Yes, all true.
I got into disagreements with some other FR members who thought that MA/NY coming down on the various banks for the ARS scam was “anti-free market” - when my central point was that advertising ARS as “same as cash” was the central point of the fraud. What the market showed us in Sep/Oct of 2008 was this: There is nothing, NOTHING that is “same as cash.” When everyone wants cash “right now!”, there’s nothing like cash, and in fact, when everyone demands cash “right now!”, there’s going to be nowhere near enough cash to convert all these instruments to cash. That’s what happened in 1907, which was what led to the creation of the Fed in the first place, BTW.
If there’s anything I’d try to convince everyone on FR of after 2008’s melt-down, it is this: ANYONE who is telling you that XYZ fund/bond/security/etc is “the same safety/liquidity/whatever as cash” - RUN, do not walk in the other direction. An honest advisor/broker will spell out the liquidity risk in instruments, a dishonest one will use terms like “same as cash.” There’s no shortage of small businesses who lost their business because they could not get at their money to pay their bills because the ARS market just evaporated overnight, and so did the liquidity. Suddenly, instruments that were supposed to be “same as cash” ended up being illiquid for 30 to 90 days. When you’re on a tight budget, as most small businesses are, they simply cannot afford to have their cash inaccessible for that amount of time.
As you point out, Lehman was one of the biggest CP paper peddlers in the world (not just Wall Street). When they went belly-up, suddenly everyone got a hard lesson in what is cash and what isn’t.
Now, what we have is a market with fewer, bigger, even bigger than “too big to fail” outfits in the world, with no cessation of stupid risk-taking, ie, the Lehman-style risk has amplified, not diminished.

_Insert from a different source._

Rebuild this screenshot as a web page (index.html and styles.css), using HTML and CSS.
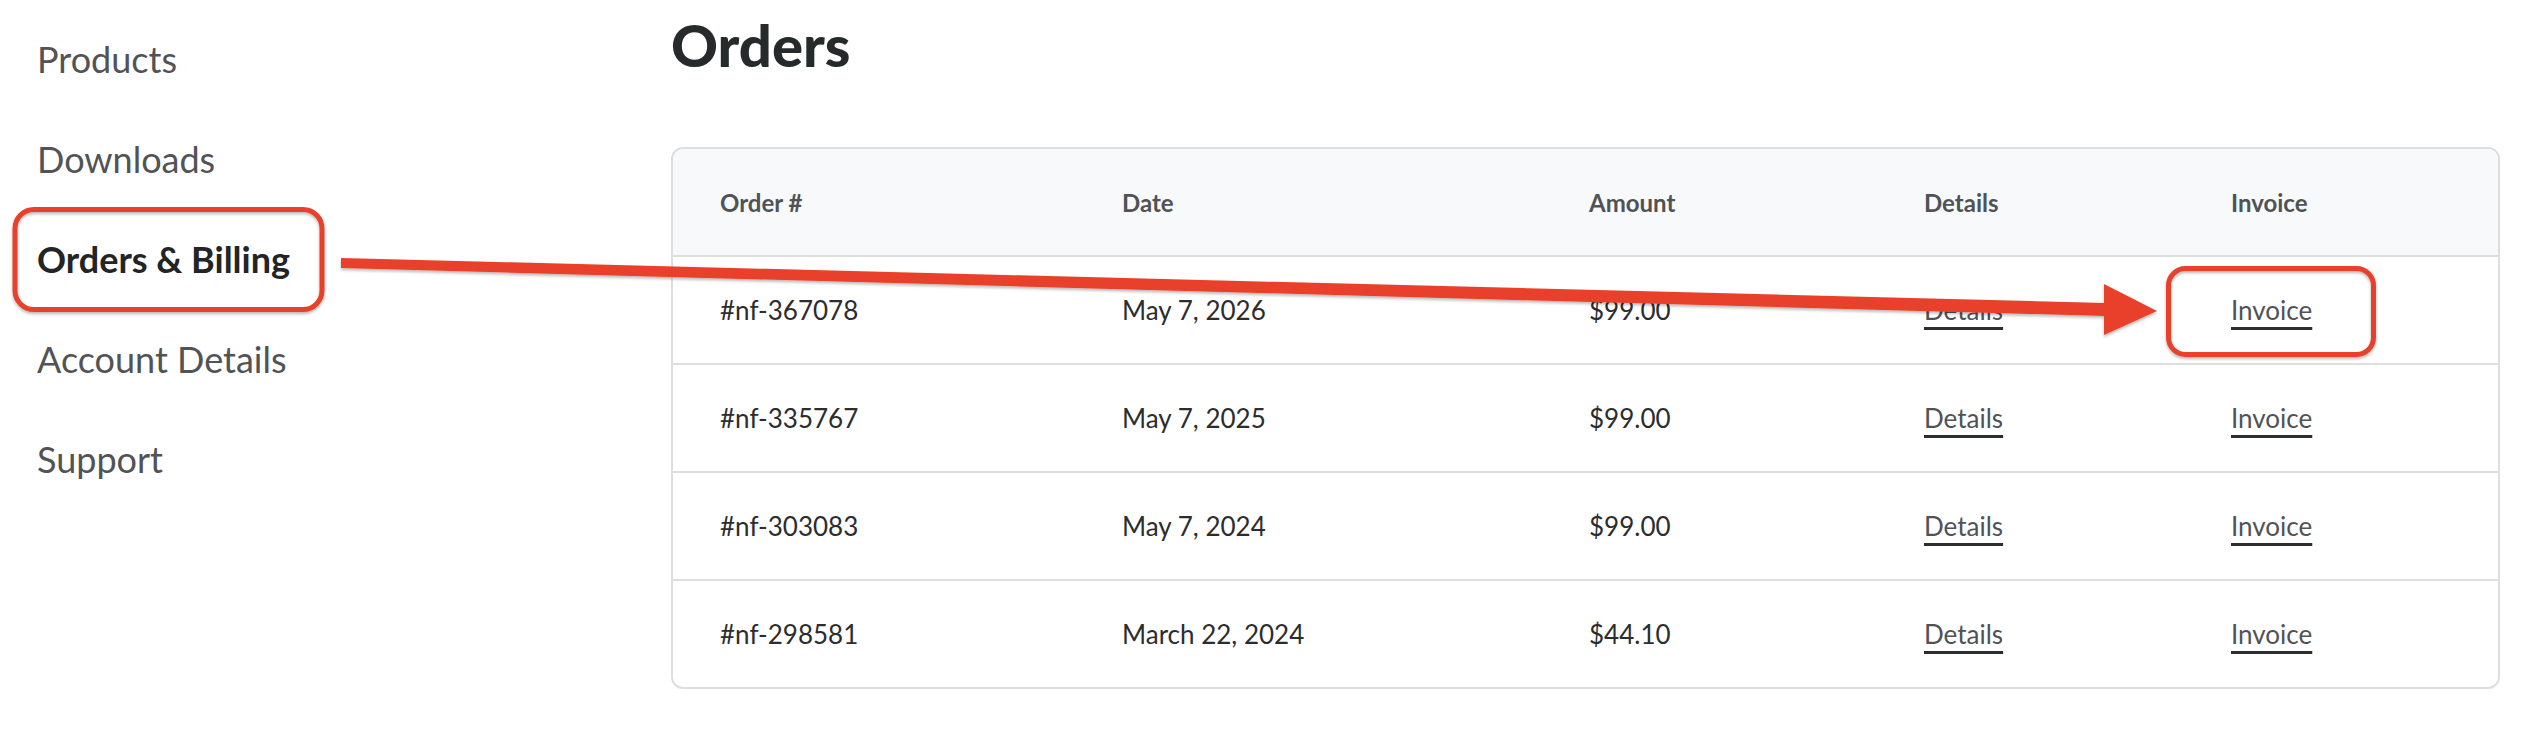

Massive deflation is the Fed’s exit strategy.
Cash is king
Yep. The “cash” in those money market funds are short term loans from banks to banks or businesses. They are normally very liquid and trade easily. In the meltdown nobody would buy them for any price. So the funds themselves couldn’t raise cash. Normally money market funds can invest in short term CD’s, CP and BA’s that mature no longer than nine months in the future. But that doesn’t mean squat if you need that cash today.